Now let's say the price of ETH in the eyes of the world spikes to 3000 USDC. This would cause arbitrage traders to quickly buy up 2 ETH from our pool for 2000 USDC each, because that would mean the pool now contains 8 ETH and, 24,000 USDC, which is a ratio of 3000 : 1. This means that our pool is now in agreement with the rest of the world, so we have found equilibrium, and there are no more arbitrage opportunities.

Now let's say you pull your liquidity. You own 10% of the pool, so you get 10% of the 8 ETH, and 10% of the 24,000 USDC. So, you get 0.8 ETH and 2400 USDC. Since ETH is worth 3000, the total value of your assets is (0.8 * 3000) + 2400 = $4800.

As for our holder: they still have 1 ETH and 2000 USDC, for a total of $5000.

So, we lost $200 to impermanent loss by providing liquidity. Hopefully the trading fees and yield incentives were enough to offset that so that we are actually rewarded for taking more risk than holding.

Closing thoughts

This should give you a good grounding in the core concepts of DeFi.

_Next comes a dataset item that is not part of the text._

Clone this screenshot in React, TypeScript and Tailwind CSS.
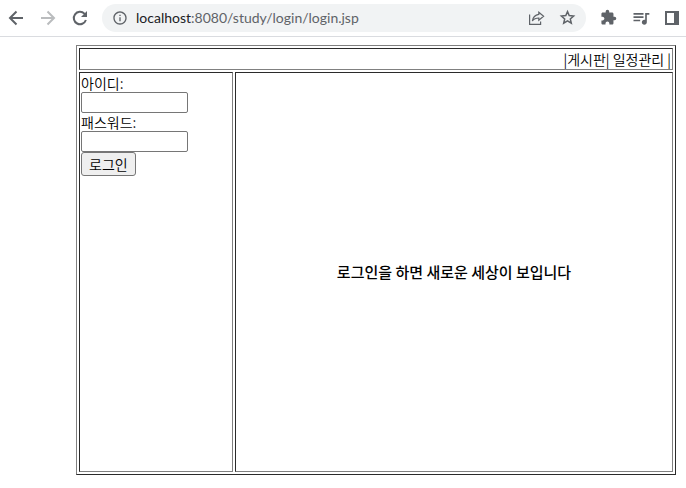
import React from 'react';
import { MdExtension, MdInfoOutline, MdQueueMusic } from 'react-icons/md';

function BackIcon() {
  return (
    <svg width="20" height="20" viewBox="0 0 20 20" fill="none" stroke="currentColor" strokeWidth="2">
      <path d="M17 10H4.5M10.5 3.5L4 10L10.5 16.5" />
    </svg>
  );
}

function ForwardIcon() {
  return (
    <svg width="20" height="20" viewBox="0 0 20 20" fill="none" stroke="currentColor" strokeWidth="2">
      <path d="M3 10H15.5M9.5 3.5L16 10L9.5 16.5" />
    </svg>
  );
}

function ReloadIcon() {
  return (
    <svg width="20" height="20" viewBox="0 0 20 20" fill="none" stroke="currentColor" strokeWidth="2">
      <path d="M15.9 12A6.2 6.2 0 1 1 14.4 5.6L15.5 6.7" />
      <path d="M17 3V9H11Z" fill="currentColor" stroke="none" />
    </svg>
  );
}

function ShareIcon() {
  return (
    <svg width="16" height="16" viewBox="0 0 16 16" fill="none" stroke="currentColor" strokeWidth="1.2" strokeLinejoin="miter">
      <path d="M0.6 4.5V14.4H11.6V11.5" />
      <path d="M9.8 2.2L14.6 6.2L9.8 10.2V8C7 8 4.9 8.8 3.4 11C3.9 7.4 6.2 4.9 9.8 4.4V2.2Z" />
    </svg>
  );
}

function StarIcon() {
  return (
    <svg width="17" height="17" viewBox="0 0 17 17" fill="none" stroke="currentColor" strokeWidth="1.5">
      <path d="M8.5 2.6L10.2 6.6L14.6 7L11.3 9.9L12.3 14.2L8.5 11.9L4.7 14.2L5.7 9.9L2.4 7L6.8 6.6Z" />
    </svg>
  );
}

function SidePanelIcon() {
  return (
    <svg width="14" height="14" viewBox="0 0 14 14" fill="currentColor">
      <path fillRule="evenodd" d="M0 0H14V14H0V0ZM2 2V12H9V2H2Z" />
    </svg>
  );
}

function BrowserBar() {
  return (
    <header className="flex h-[37px] items-center border-b border-[#dadce0] bg-white pb-px pl-1.5 text-[#5f6368]">
      <nav className="flex items-center gap-3">
        <button type="button" aria-label="Back"><BackIcon /></button>
        <button type="button" aria-label="Forward" className="text-[#babcbe]"><ForwardIcon /></button>
        <button type="button" aria-label="Reload"><ReloadIcon /></button>
      </nav>
      <div className="ml-3 flex h-7 flex-1 items-center rounded-full bg-[#f1f3f4] px-2.5">
        <MdInfoOutline size={16} />
        <a href="#" className="ml-2 flex-1 font-['Lato','Noto_Sans',sans-serif] text-[14px] leading-5 font-normal">
          <span className="text-[#202124]">localhost</span>:8080/study/login/login.jsp
        </a>
        <button type="button" aria-label="Share"><ShareIcon /></button>
        <button type="button" aria-label="Bookmark" className="ml-3.5"><StarIcon /></button>
      </div>
      <div className="flex items-center gap-3.5 pr-[7px] pl-3.5">
        <button type="button" aria-label="Extensions"><MdExtension size={17} /></button>
        <button type="button" aria-label="Media"><MdQueueMusic size={20} /></button>
        <button type="button" aria-label="Side panel"><SidePanelIcon /></button>
      </div>
    </header>
  );
}

const cell = 'border border-t-[#2b2b2b] border-r-[#808080] border-b-[#808080] border-l-[#2b2b2b] p-px';
const field = 'block h-[21px] w-[107px] rounded-[2px] border border-[#767676] bg-white px-0.5 text-[14px]';

export default function App() {
  return (
    <div className="min-h-screen bg-white font-['Noto_Sans_CJK_KR',sans-serif] text-[14px] leading-[18px] font-[350] text-black">
      <BrowserBar />
      <div className="pt-2 pr-2.5 pb-3 pl-19">
        <div className="grid grid-cols-[154px_1fr] gap-0.5 border border-t-[#808080] border-r-[#2b2b2b] border-b-[#2b2b2b] border-l-[#808080] p-0.5">
          <nav className={`${cell} col-span-2 text-right`}>
            |<a href="#board">게시판</a>| <a href="#schedule">일정관리</a> |
          </nav>

          <form className={cell} onSubmit={(e) => e.preventDefault()}>
            <label htmlFor="userId" className="block">아이디:</label>
            <input id="userId" type="text" className={field} />
            <label htmlFor="userPw" className="block">패스워드:</label>
            <input id="userPw" type="password" className={field} />
            <button type="submit" className="block h-6 rounded-[3px] border border-[#767676] bg-[#efefef] px-[7px]">
              로그인
            </button>
          </form>

          <main className={`${cell} flex min-h-[400px] items-center justify-center`}>
            <h1 className="text-[15px] font-medium">로그인을 하면 새로운 세상이 보입니다</h1>
          </main>
        </div>
      </div>
    </div>
  );
}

We covered the impermanent loss that happens to liquidity providers when they supply to liquidity pools, which are the central idea of AMMs, which are the smart contracts at the heart of DEXes, which are the centerpiece of DeFi.

DeFi contains a lot more than just decentralized exchanging. Some of the other things you can do are borrow and lend, insure your assets, make synthetic assets, trade derivatives, use dynamic yield optimizers, and take out flash loans (imagine being able to anonymously (and with no collateral) borrow hundreds of millions dollars for about 15 seconds, which you can use to try to generate profits in any way you want, and if you can't pay it back (with interest) by the end of the smart contract, then it reverses everything you did and you never borrowed the fortune in the first place).

The playground that is DeFi is full of many wonders. You could learn about it seemingly forever. Hopefully this post has given you a good launch pad to explore the rest of this world by teaching you the fundamentals of DeFi's most integral idea: decentralized trading.